Non passa molto tempo prima che Scotland Yard - evidentemente a corto di casi reali da seguire - si interessi al potenziale di quella particolarissima enciclopedia.
«Sarebbe davvero terribile se cadessero in mani sbagliate», dice l’investigatore Simpson all’autore carcerato, il quale non ha alcuna intenzione di rivelare ai preoccupati detective dove sia nascosta la monumentale opera dedicata al crimine.
La scena cambia e Wallace ci trasporta in un hotel gestito dal curioso signor Daver, appassionato scrittore che non vorrebbe essere disturbato dalle attività alberghiere durante la sua creazione. Quale creazione? Ovvio: «Mi interesso di crimine. Sto preparando un’enciclopedia del crimine!» Una coincidenza che l’intento sia lo stesso del signor Flack?
Com’è usanza degli hotel di inizio secolo, avverranno dei delitti e ad investigare su questi ritroviamo J.G. Reeder, personaggio che Wallace ha già presentato al pubblico in due romanzi: Il signor Reeder investigatore (Room 13, 1924) e L’astuzia del sig. Reeder (The Mind of Mr. J.G. Reeder, 1925), e che ritroveremo ancora in almeno altri tre titoli.
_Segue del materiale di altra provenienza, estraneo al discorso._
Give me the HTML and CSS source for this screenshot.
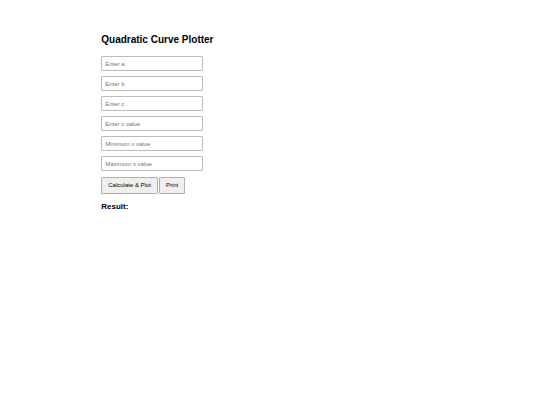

È l’arguto Reeder a fare da collegamento fra le storie di Flack e Daver. «Prima di andare in prigione John Flack affidò alla sua figliola la sua famosa enciclopedia del crimine. [...] Il signor Daver, il suo segretario, entrò in possesso di quei volumi un anno dopo. Organizzò la banda Flack nel loro vecchio quartier generale, questo albergo che era intestato a lui. Da quando hai saputo che John Flack voleva scappare e che avresti anche dovuto aiutarlo nell’impresa, hai vissuto nel terrore che lui avrebbe scoperto il tuo doppio gioco. Dimmi che sono un bugiardo e ti spacco la testa!»
La stuzzicante Enciclopedia del Crimine non ha altro peso all’interno della storia, ma dimostra ancora una volta quanto anche dall’autore più inaspettato possa arrivare un gioco letterario: anche il decano del giallo classico Edgar Wallace può lasciarsi andare ad un divertissement pseudobiblico, proprio come accade al decano della sceneggiatura televisiva Brian Clemens.
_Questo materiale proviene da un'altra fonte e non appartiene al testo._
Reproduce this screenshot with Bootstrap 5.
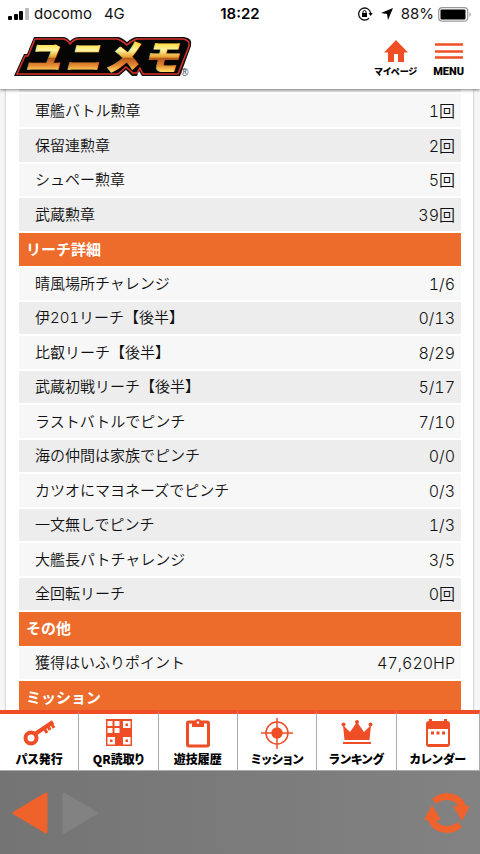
<!DOCTYPE html>
<html lang="ja">
<head>
<meta charset="utf-8">
<meta name="viewport" content="width=device-width, initial-scale=1">
<title>ユニメモ</title>
<link href="https://cdn.jsdelivr.net/npm/bootstrap@5.3.0/dist/css/bootstrap.min.css" rel="stylesheet">
<style>
body{font-family:Inter,"Noto Sans CJK JP",sans-serif;color:#222;background:#f6f6f6}
.status-bar{height:28px;font-size:15px;line-height:28px;color:#111;grid-template-columns:1fr auto 1fr;z-index:3}
.clock{font-weight:600;color:#000}
.site-head{height:61px;box-shadow:0 1px 3px rgba(0,0,0,.5);z-index:2}
.head-link{color:#000;font-weight:900;line-height:12px}
.head-link.jp{font-size:9px;font-family:"Noto Sans CJK JP",sans-serif;font-feature-settings:"palt"}
.head-link.en{font-size:11px;font-family:Roboto,sans-serif}
.brand-logo{overflow:visible}
.sheet{margin:0 7px 0 6px;padding:0 12px 0 13px;background:#fff;box-shadow:0 0 2px rgba(0,0,0,.35)}
.records{border-top:3px solid #ededed;font-size:15px;line-height:20px;border-collapse:separate;border-spacing:0;font-variant-numeric:tabular-nums}
.records tr{height:34px}
.records tr:nth-child(even){height:35px}
.records th,.records td{padding:0 6px 0 16px;border-bottom:2px solid #fff;background:#f7f7f7;color:#111;font-weight:350;vertical-align:middle}
.records tbody tr:first-child>*{border-top:2px solid #fff}
.records tr:first-child{height:37px}
.records tr.even>*{background:#ededed}
.records td{text-align:right;font-size:16px}
.records tr .group{background:#ee6c2b;color:#fff;font-weight:700;padding-left:7px;border-bottom-width:1px}
.tab-bar{height:61px;background:#fff;z-index:2}
.tab-link{border-top:4px solid #ee4d26;border-right:1px solid #aaa;border-bottom:1px solid #aaa;color:#000;font:900 12px/18px "Noto Sans CJK JP",sans-serif;font-feature-settings:"palt";flex:20 1 0}
.tab-link:last-child{flex-grow:21}
.tab-link svg{height:32px;width:36px}
.browser-bar{height:83px;background:linear-gradient(90deg,#747474,#828282);padding:0 10px 0 12px;gap:14px}
</style>
<script src="https://cdn.jsdelivr.net/npm/bootstrap@5.3.0/dist/js/bootstrap.bundle.min.js"></script>
</head>
<body class="vh-100 d-flex flex-column overflow-hidden">
<div class="status-bar position-relative d-grid bg-white px-2 flex-shrink-0">
  <div class="d-flex align-items-center">
    <svg class="me-1" width="22" height="12"><rect y="8" width="4" height="4" rx="1"/><rect x="6" y="6" width="4" height="6" rx="1"/><rect x="11" y="3" width="4" height="9" rx="1"/><rect x="17" width="4" height="12" rx="1" fill="#bbb"/></svg>
    <span class="me-2 pe-1">docomo</span><span>4G</span>
  </div>
  <div class="clock">18:22</div>
  <div class="d-flex align-items-center justify-content-end">
    <svg class="me-2" width="15" height="14" viewBox="0 0 15 14"><path d="M12.6 6A6 6 0 1 0 11 11.200" fill="none" stroke="#111" stroke-width="1.300"/><path d="M10.500 6h4.200l-2 3zM4 6h5v4H4z"/><path d="M5 6V5a1.500 1.500 0 0 1 3 0v1" fill="none" stroke="#111"/></svg>
    <svg class="me-2" width="12" height="12" viewBox="0 0 12 12"><path d="M12 0L7 12 6 6 0 5z"/></svg>
    <span class="me-1">88%</span>
    <svg width="34" height="15" viewBox="0 0 34 15"><rect x=".7" y=".7" width="29" height="13.500" rx="3.500" fill="none" stroke="#999" stroke-width="1.200"/><rect x="2.500" y="2.500" width="25" height="10" rx="1"/><path d="M31.500 5q2.500 2.500 0 5z" fill="#999"/></svg>
  </div>
</div>
<header class="site-head bg-white d-flex justify-content-between align-items-start position-relative flex-shrink-0 ps-2 pe-2">
  <a href="#" class="pt-1 mt-1" aria-label="ユニメモ">
    <svg class="brand-logo ms-1" width="182" height="48" viewBox="12 36 182 48">
      <defs><linearGradient id="gold" gradientUnits="userSpaceOnUse" x1="0" y1="43" x2="0" y2="71"><stop offset="0" stop-color="#ffd83a"/><stop offset=".25" stop-color="#fff5a0"/><stop offset=".5" stop-color="#e8a32e"/><stop offset=".55" stop-color="#b85a20"/><stop offset=".8" stop-color="#e58a32"/><stop offset="1" stop-color="#ffd860"/></linearGradient></defs>
      <path d="M34 37H63Q67 37 70 41Q74 37 79 37H118Q121 37 127 42Q133 37 137 37H184Q193 38 191 46L180 76H142L139 71 137 76H132L126 70 119 76H14L24 54H27Z" fill="#111"/>
      <path d="M35 39H62Q67 39 70 44Q74 39 79 39H117Q121 40 127 45Q133 40 137 39H183Q190 40 189 46L178 74H143L140 68 137 73H133L126 67 118 74H17L25 56H28Z" fill="#050505" stroke="#d9302a" stroke-width="1.500"/>
      <g font-family="Noto Sans CJK JP,sans-serif" font-size="35" font-weight="900" font-style="italic" fill="url(#gold)" stroke="url(#gold)" stroke-width="1"><text x="25" y="70">ユ</text><text x="65" y="70">ニ</text><text x="104" y="70">メ</text><text x="143" y="70">モ</text></g>
      <text x="181" y="76" font-size="10" font-family="Liberation Sans,sans-serif" fill="#333">®</text>
    </svg>
  </a>
  <nav class="d-flex gap-3 pe-1">
    <a href="#" class="head-link jp text-decoration-none d-flex flex-column align-items-center pt-2">
      <svg class="mt-1 mb-1" width="24" height="22" viewBox="0 0 24 22"><path d="M12 0L24 12.500H20V22H14V14H10V22H4V12.500H0Z" fill="#f04e26"/></svg>マイページ</a>
    <a href="#" class="head-link en text-decoration-none d-flex flex-column align-items-center pt-2 pe-1">
      <svg class="mt-1 mb-1" width="28" height="22"><path d="M0 4.500H28M0 11.500H28M0 17.500H28" stroke="#f04e26" stroke-width="2.500"/></svg>MENU</a>
  </nav>
</header>
<main class="flex-fill overflow-hidden">
  <div class="sheet">
    <table class="records w-100">
      <tbody>
        <tr><th scope="row">軍艦バトル勲章</th><td>1回</td></tr>
        <tr class="even"><th scope="row">保留連勲章</th><td>2回</td></tr>
        <tr><th scope="row">シュペー勲章</th><td>5回</td></tr>
        <tr class="even"><th scope="row">武蔵勲章</th><td>39回</td></tr>
        <tr><th colspan="2" class="group">リーチ詳細</th></tr>
        <tr><th scope="row">晴風場所チャレンジ</th><td>1/6</td></tr>
        <tr class="even"><th scope="row">伊201リーチ【後半】</th><td>0/13</td></tr>
        <tr><th scope="row">比叡リーチ【後半】</th><td>8/29</td></tr>
        <tr class="even"><th scope="row">武蔵初戦リーチ【後半】</th><td>5/17</td></tr>
        <tr><th scope="row">ラストバトルでピンチ</th><td>7/10</td></tr>
        <tr class="even"><th scope="row">海の仲間は家族でピンチ</th><td>0/0</td></tr>
        <tr><th scope="row">カツオにマヨネーズでピンチ</th><td>0/3</td></tr>
        <tr class="even"><th scope="row">一文無しでピンチ</th><td>1/3</td></tr>
        <tr><th scope="row">大艦長パトチャレンジ</th><td>3/5</td></tr>
        <tr class="even"><th scope="row">全回転リーチ</th><td>0回</td></tr>
        <tr><th colspan="2" class="group">その他</th></tr>
        <tr><th scope="row">獲得はいふりポイント</th><td>47,620HP</td></tr>
        <tr><th colspan="2" class="group">ミッション</th></tr>
      </tbody>
    </table>
  </div>
</main>
<nav class="tab-bar d-flex position-relative flex-shrink-0">
  <a href="#" class="tab-link text-decoration-none d-flex flex-column align-items-center pt-1">
    <svg viewBox="0 0 36 32" fill="none" stroke="#ee4d26"><circle cx="10" cy="20" r="5.500" stroke-width="4"/><path d="M14 16L32 4" stroke-width="4"/><path d="M23 10l3 5M27 8l2 4M30 5l3 5" stroke-width="3"/></svg>パス発行</a>
  <a href="#" class="tab-link text-decoration-none d-flex flex-column align-items-center pt-1">
    <svg viewBox="0 0 36 32"><path d="M5 1H31V28H5Z" fill="#ee4d26"/><path d="M6.500 3h5v5h-5zM13.500 3h5v5h-5zM6.500 10h5v5h-5zM13.500 10h5v5h-5zM22 3h7.500v7H22zM6.500 19H14v7.500H6.500zM22 19h7.500v7.500H22z" fill="#fff"/><path d="M24.500 5.500h2.500v2.500h-2.500zM9 21.500h2.500V24H9zM24.500 21.500h2.500V24h-2.500z" fill="#ee4d26"/></svg>QR読取り</a>
  <a href="#" class="tab-link text-decoration-none d-flex flex-column align-items-center pt-1">
    <svg viewBox="0 0 36 32"><rect x="7.500" y="4" width="21" height="24" rx="1.500" fill="none" stroke="#ee4d26" stroke-width="3"/><path d="M12 4h3a3 3 0 0 1 6 0h3v5H12z" fill="#ee4d26"/><circle cx="18" cy="4.500" r="1.200" fill="#fff"/></svg>遊技履歴</a>
  <a href="#" class="tab-link text-decoration-none d-flex flex-column align-items-center pt-1">
    <svg viewBox="0 0 36 32" fill="none" stroke="#ee4d26" stroke-width="1.500"><circle cx="18" cy="15" r="11"/><circle cx="18" cy="15" r="5" fill="#ee4d26"/><path d="M18 -1V31M2 15H34"/></svg>ミッション</a>
  <a href="#" class="tab-link text-decoration-none d-flex flex-column align-items-center pt-1">
    <svg viewBox="0 0 36 32" fill="#ee4d26"><path d="M4 7l7 7 7-10 7 10 7-7-1.500 15h-25z"/><circle cx="4.500" cy="6.500" r="2"/><circle cx="18" cy="4" r="2"/><circle cx="31.500" cy="6.500" r="2"/><path d="M4 24h28v2H4z"/></svg>ランキング</a>
  <a href="#" class="tab-link text-decoration-none d-flex flex-column align-items-center pt-1">
    <svg viewBox="0 0 36 32"><rect x="6" y="3" width="24" height="26" rx="3" fill="#ee4d26"/><path d="M9 1h3v4H9zM24 1h3v4h-3z" fill="#ee4d26"/><path d="M8 11h20v15H8z" fill="#fff"/><path d="M11 13.500h3v3h-3zM16.500 13.500h3v3h-3zM22 13.500h3v3h-3z" fill="#ee4d26"/></svg>カレンダー</a>
</nav>
<div class="browser-bar d-flex align-items-center flex-shrink-0">
  <button type="button" class="btn border-0 p-0" aria-label="戻る"><svg class="d-block" width="36" height="42" viewBox="0 0 36 42"><path d="M2 21L34 2V40Z" fill="#ef622b" stroke="#ef622b" stroke-width="3" stroke-linejoin="round"/></svg></button>
  <button type="button" class="btn border-0 p-0" aria-label="進む"><svg class="d-block" width="36" height="42" viewBox="0 0 36 42"><path d="M34 21L2 2V40Z" fill="#828282" stroke="#828282" stroke-width="3" stroke-linejoin="round"/></svg></button>
  <button type="button" class="btn border-0 p-0 ms-auto" aria-label="再読み込み"><svg class="d-block" width="46" height="42" viewBox="0 0 46 42" fill="#ef622b"><path d="M8 7Q15 1 23 1Q38 2 42 14H46L38 29 29 14H34Q31 8 23 8Q17 8 12 12Z"/><path d="M38 35Q31 41 23 41Q8 40 4 28H0L8 13 17 28H12Q15 34 23 34Q29 34 34 30Z"/></svg></button>
</div>
</body>
</html>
Questi infatti nel 1992 scrive Perry Mason. Morte di un dongiovanni (The Case of the Reckless Romeo), episodio della lunga saga del noto avvocato nato dalla penna di Erle Stanley Gardner ed intepretato dal celeberrimo Raymond Burr. (Che nel ’92 era purtroppo agli sgoccioli della propria vita.)
Ted Mayne (Geraldo Rivera) dirige il programma in diretta “Revelations” che dovrebbe occuparsi di scottante attualità ma, in pratica, è interessato maggiormente al gossip e al pettegolezzo. Una sera, a fine puntata, Mayne chiude la trasmissione con un annuncio sensazionale.
«Tutto quello che volevate sapere su di me ma che avevate paura di chiedere finalmente è stato svelato» declama il presentatore mostrando al pubblico una copia della sua autobiografia fresca di stampa: Revelations. «La verità e non soltanto la verità su di me e sulle mie tante avventure, ma anche su tante donne speciali che ho conosciuto e amato, e tutto nei più intimi dettagli». Come assaggio, Mayne fa il nome e cognome di alcune delle donne con cui ha avuto un’avventura, mettendo così subito in imbarazzo (in diretta!) un bel numero di persone.
Il libro, ricorda il presentatore, sarà in libreria dal giorno dopo... ma è facile per noi immaginare che Mayne non vedrà di sicuro il nuovo giorno... da vivo. Fra tutte le donne (e i relativi compagni di vita) che si sono viste rese pubbliche le avventure con il presentatore, c’è solo l’imbarazzo della scelta a cercare il movente dell’omicidio.